Many STEM toys are marketed as “independent play,” but in reality, they require significant adult support. A five-year-old cannot read a complex instruction manual; an eight-year-old may struggle with troubleshooting a faulty connection. Yet busy parents often have little time or expertise to help. When the toy becomes a chore for the parent, it is quickly abandoned.

Moreover, even when parents try to help, they may lack STEM knowledge themselves. A mother who feels anxious about math may inadvertently pass on that anxiety. Toys that demand high parental involvement without providing clear guides or tutorials end up increasing stress, not curiosity.

Conclusion: A Call for Better Design

STEM toys have immense potential to inspire, but the current market is plagued by design flaws, marketing biases, and educational misconceptions.

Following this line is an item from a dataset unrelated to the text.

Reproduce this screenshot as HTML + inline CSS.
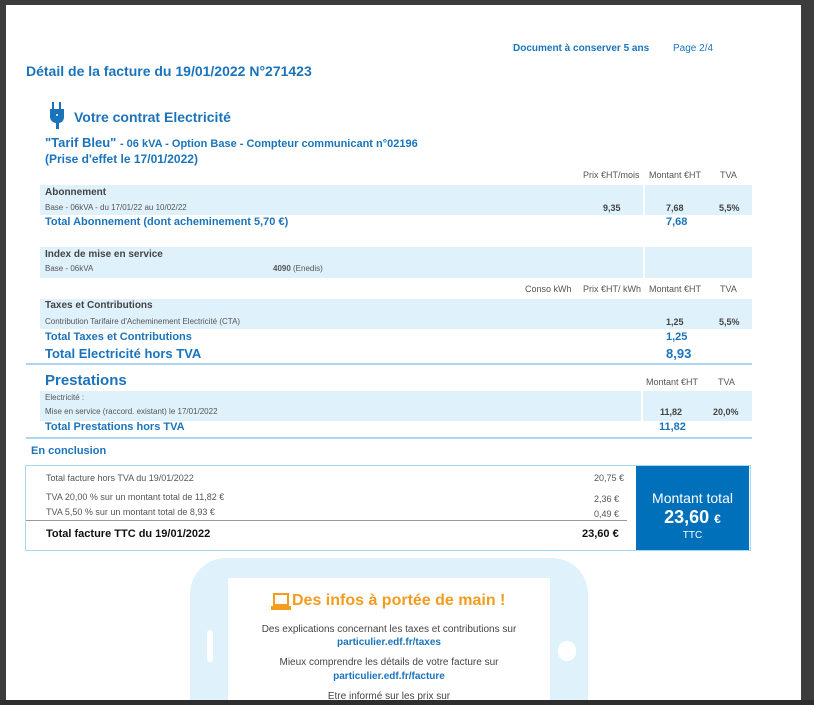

To truly serve children, manufacturers must shift focus: reduce screen dependency, eliminate gender stereotypes, ensure age-appropriate challenges, and prioritize open-ended exploration. Toy makers should provide clear instructions, durable materials, and affordable pricing. Most importantly, they must design products that allow children to experiment, fail, and learn.

Parents, too, can help—by choosing toys that emphasize process over product, and by sitting down to play alongside their children. The goal of a STEM toy should not be to produce a perfect robot, but to cultivate a curious mind that asks, “What happens if I try this?” Only then can we unlock the true power of play-based learning.